As long as the kernel doesn't lie about file extension, we will not
commit any transaction that requires a disallowed increase in the
allocated size of data files, because allocation of another table page
is checked with the kernel during the transaction. So on most
filesystems (maybe not NFS) the problem Gavin is worried about doesn't
exist.

> You're absolutely right about the not-knowing when you're out of space
> issue. However, if the xlog has been written then it is not desirable,
> but at least acceptable that the checkpoint/bgwriter cannot complete on
> an already committed txn. It's not the txn which is getting the error,
> that's all.

Right. This is in fact not a fatal situation, as long as you don't run
out of preallocated WAL space.
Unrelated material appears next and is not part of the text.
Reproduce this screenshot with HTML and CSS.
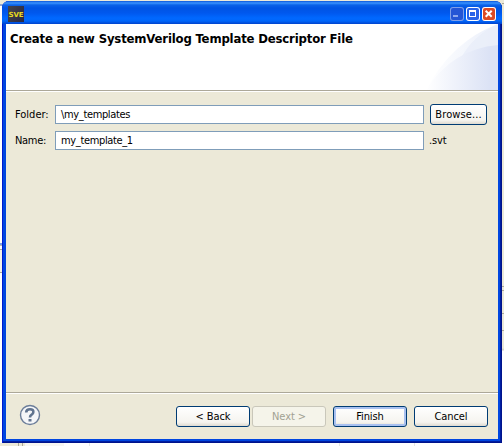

For a recent practical example of our
behavior under zero-free-space conditions, see this thread:
http://archives.postgresql.org/pgsql-hackers/2004-01/msg00530.php
particularly the post-mortem here:
http://archives.postgresql.org/pgsql-hackers/2004-01/msg00606.php
Barring one small bug, the database would likely have stayed up, and
continued to service at least the read-only transactions, until Chris
got around to freeing some disk space.

I think it is sufficient (at least in the near term) to expect people to
use partition size limits if they want to control database size --- that
is, make a partition of the desired size and put the database directory
in there. Tablespaces as per the design we are discussing would make it
easier to apply such a policy to a sub-area of a database cluster than
it is today, but they needn't in themselves implement the restriction.